Pages as source code
══════════════════════════════

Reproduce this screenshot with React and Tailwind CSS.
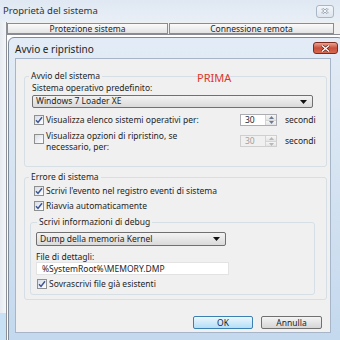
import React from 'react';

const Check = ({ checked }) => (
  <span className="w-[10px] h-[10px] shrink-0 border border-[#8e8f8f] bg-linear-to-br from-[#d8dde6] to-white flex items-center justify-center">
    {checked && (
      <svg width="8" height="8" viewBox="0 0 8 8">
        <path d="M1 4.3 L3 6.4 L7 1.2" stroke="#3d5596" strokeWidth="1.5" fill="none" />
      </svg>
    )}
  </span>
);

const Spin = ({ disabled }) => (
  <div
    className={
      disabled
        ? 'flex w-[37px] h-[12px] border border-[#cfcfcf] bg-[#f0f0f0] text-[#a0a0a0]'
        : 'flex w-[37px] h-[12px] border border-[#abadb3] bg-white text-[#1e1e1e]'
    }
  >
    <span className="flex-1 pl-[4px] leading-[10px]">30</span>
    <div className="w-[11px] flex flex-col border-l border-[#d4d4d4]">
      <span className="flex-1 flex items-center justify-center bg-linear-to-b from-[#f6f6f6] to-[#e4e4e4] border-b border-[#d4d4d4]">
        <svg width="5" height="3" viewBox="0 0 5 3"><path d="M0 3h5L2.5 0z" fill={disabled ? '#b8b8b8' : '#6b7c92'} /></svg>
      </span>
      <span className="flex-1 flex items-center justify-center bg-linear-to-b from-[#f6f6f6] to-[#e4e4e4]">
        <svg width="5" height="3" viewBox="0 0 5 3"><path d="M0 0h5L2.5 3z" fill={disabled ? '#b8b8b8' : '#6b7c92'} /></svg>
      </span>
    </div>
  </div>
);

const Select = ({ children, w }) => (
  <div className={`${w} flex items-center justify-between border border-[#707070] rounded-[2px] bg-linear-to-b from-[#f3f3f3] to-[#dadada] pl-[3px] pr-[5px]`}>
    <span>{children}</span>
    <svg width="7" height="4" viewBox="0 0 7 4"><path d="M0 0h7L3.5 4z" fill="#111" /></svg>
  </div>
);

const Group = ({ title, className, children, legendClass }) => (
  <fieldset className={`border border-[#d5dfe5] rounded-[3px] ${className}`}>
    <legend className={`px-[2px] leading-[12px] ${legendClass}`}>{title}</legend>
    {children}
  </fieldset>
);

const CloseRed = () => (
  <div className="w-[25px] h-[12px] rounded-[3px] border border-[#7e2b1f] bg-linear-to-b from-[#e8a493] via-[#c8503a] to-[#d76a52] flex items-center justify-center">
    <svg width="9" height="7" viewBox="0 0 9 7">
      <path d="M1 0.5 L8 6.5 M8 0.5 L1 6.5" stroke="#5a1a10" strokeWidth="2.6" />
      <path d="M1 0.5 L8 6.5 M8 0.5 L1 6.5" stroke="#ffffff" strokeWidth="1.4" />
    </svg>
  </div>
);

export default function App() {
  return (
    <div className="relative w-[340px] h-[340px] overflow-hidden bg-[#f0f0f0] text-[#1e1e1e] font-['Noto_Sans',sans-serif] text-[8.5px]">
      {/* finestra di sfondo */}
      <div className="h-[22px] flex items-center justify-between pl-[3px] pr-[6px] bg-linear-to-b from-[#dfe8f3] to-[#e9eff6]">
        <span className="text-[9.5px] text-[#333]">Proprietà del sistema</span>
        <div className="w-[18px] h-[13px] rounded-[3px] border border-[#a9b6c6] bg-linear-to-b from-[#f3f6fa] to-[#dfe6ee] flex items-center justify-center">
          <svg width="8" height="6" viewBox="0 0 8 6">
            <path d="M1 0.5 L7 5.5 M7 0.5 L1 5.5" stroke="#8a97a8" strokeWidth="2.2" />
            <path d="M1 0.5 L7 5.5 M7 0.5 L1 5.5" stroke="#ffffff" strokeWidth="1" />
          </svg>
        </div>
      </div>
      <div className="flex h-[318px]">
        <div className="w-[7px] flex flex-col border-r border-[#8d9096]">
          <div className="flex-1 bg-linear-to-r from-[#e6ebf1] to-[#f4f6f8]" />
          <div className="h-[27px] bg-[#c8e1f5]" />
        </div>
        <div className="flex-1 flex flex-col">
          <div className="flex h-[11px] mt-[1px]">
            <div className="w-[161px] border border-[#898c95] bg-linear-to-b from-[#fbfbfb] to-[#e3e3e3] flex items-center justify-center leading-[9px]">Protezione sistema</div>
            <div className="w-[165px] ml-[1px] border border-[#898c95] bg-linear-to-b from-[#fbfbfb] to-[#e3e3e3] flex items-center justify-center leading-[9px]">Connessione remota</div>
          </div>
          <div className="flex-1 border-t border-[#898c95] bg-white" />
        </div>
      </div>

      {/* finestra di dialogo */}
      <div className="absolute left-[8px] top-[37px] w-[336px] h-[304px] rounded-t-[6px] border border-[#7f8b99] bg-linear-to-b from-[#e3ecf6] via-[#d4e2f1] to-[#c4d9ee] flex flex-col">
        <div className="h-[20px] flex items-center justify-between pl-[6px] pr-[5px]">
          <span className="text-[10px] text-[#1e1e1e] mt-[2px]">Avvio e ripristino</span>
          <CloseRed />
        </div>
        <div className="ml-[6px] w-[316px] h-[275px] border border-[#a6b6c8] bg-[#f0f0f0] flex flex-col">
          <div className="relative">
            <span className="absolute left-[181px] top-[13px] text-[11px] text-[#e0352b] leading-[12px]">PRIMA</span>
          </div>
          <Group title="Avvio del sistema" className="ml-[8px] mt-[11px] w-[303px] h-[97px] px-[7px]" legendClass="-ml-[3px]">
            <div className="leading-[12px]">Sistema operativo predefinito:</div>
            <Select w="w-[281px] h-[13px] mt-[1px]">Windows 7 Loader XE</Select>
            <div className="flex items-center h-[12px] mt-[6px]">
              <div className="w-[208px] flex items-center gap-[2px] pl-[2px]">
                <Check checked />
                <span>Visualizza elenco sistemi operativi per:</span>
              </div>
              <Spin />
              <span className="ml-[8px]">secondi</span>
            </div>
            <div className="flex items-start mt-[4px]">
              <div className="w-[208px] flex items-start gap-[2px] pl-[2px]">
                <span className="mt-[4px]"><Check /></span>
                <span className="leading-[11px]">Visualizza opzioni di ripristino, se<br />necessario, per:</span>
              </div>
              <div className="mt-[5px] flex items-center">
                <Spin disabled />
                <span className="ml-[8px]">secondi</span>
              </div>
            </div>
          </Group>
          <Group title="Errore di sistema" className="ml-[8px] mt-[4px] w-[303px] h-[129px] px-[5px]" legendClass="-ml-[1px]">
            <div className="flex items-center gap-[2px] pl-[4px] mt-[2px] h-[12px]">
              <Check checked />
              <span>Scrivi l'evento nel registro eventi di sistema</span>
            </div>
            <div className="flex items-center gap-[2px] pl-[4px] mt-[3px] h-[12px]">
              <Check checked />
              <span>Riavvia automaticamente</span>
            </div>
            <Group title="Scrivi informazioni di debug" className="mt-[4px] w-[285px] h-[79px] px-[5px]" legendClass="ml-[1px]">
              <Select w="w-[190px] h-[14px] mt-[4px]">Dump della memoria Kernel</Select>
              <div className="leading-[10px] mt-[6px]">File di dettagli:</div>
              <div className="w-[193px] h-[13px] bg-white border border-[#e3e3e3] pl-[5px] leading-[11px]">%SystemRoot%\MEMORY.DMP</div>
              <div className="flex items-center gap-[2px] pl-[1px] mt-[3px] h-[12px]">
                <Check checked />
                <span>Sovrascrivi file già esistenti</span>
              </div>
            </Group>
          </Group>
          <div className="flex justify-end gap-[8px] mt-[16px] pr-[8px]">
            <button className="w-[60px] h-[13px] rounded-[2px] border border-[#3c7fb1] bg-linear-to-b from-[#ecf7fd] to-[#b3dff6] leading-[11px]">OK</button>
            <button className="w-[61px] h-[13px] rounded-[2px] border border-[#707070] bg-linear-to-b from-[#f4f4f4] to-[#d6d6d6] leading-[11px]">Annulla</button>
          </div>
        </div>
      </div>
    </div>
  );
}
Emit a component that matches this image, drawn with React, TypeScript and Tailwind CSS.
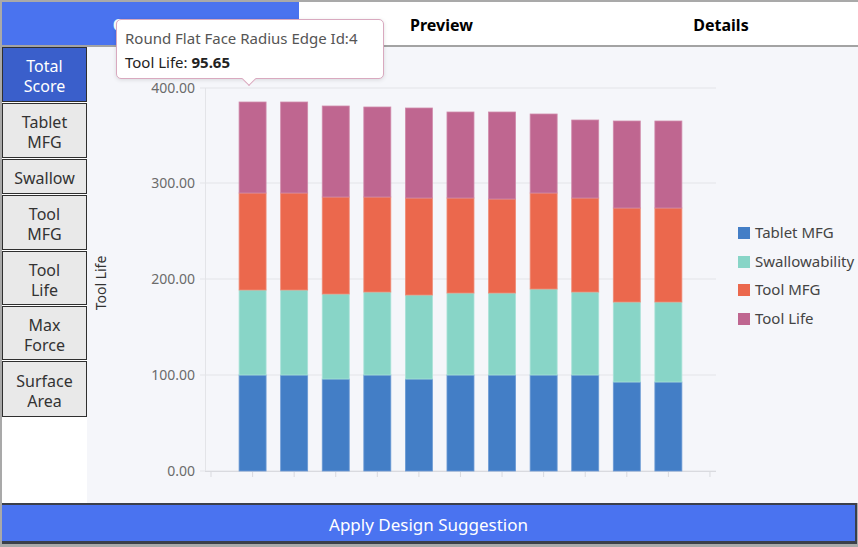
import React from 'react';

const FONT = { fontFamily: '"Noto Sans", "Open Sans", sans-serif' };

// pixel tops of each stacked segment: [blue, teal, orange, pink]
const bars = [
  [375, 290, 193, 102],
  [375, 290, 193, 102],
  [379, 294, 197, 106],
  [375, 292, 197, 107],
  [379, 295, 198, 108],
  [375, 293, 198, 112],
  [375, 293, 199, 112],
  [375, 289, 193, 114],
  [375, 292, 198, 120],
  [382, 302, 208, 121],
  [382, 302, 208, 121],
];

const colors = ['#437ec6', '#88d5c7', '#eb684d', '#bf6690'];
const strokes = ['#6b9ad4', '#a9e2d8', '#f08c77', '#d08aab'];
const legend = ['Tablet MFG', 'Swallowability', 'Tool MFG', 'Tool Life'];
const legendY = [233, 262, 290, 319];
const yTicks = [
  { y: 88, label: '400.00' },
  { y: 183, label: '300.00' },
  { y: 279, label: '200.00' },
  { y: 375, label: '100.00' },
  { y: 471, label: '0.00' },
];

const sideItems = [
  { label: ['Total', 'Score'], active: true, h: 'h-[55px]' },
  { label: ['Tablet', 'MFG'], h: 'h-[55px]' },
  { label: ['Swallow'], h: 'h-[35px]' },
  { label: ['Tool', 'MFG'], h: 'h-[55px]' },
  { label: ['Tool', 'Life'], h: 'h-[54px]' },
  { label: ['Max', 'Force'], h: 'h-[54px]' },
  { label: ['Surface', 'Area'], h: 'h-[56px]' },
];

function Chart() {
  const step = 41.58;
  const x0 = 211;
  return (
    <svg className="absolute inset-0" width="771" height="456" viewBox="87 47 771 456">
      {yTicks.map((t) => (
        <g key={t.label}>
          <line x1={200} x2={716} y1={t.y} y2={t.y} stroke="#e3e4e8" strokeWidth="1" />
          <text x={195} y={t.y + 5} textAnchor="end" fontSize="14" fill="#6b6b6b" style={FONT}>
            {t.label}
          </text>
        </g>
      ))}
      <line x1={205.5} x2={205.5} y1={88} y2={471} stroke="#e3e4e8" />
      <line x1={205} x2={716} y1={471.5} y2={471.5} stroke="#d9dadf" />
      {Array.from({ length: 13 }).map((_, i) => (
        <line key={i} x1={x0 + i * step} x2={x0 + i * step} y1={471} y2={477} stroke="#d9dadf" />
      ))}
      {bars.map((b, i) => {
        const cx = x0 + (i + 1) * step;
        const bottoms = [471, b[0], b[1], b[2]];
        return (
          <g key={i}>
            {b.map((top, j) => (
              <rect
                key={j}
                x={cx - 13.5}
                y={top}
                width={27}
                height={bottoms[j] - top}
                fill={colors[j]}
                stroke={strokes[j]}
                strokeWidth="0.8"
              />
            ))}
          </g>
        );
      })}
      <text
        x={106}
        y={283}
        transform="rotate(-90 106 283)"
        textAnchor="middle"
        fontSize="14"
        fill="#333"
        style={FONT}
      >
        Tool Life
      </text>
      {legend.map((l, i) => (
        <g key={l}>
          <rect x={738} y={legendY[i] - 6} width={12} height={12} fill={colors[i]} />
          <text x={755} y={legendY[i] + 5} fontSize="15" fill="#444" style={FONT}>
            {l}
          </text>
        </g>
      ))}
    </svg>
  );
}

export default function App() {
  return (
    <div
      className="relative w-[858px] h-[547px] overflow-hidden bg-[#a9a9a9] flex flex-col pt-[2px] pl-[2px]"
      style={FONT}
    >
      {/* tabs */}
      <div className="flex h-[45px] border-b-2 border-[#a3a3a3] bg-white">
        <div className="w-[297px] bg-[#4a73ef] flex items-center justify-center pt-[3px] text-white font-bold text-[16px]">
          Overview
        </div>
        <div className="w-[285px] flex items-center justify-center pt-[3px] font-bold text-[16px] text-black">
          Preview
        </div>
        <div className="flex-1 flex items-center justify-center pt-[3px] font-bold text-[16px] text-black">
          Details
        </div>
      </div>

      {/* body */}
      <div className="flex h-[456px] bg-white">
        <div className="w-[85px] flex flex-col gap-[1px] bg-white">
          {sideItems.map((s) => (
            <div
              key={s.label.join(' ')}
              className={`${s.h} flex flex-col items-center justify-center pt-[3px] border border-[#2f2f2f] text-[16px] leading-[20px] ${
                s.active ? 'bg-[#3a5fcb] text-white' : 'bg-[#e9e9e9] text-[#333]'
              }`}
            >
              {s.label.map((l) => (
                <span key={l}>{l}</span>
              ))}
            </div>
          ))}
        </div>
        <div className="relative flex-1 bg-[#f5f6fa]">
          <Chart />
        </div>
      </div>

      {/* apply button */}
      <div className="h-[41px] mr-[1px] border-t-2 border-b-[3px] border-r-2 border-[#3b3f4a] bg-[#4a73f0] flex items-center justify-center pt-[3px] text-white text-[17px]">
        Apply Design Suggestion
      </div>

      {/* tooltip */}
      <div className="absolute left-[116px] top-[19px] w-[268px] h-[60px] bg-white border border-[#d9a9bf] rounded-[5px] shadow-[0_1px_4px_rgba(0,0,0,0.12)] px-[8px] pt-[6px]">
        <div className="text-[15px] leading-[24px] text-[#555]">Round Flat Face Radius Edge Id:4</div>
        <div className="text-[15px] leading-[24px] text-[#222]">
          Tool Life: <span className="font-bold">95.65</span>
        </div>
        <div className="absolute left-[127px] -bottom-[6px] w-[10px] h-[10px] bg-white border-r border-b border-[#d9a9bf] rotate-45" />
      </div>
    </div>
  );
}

══════════════════════════════

* **TASK DESCRIPTION**
Copy out all lines that carry the word "with".

* **EXERCISE RESPONSE**
Reproduce this screenshot with React and Tailwind CSS.
Emit a component that matches this image, drawn with React, TypeScript and Tailwind CSS.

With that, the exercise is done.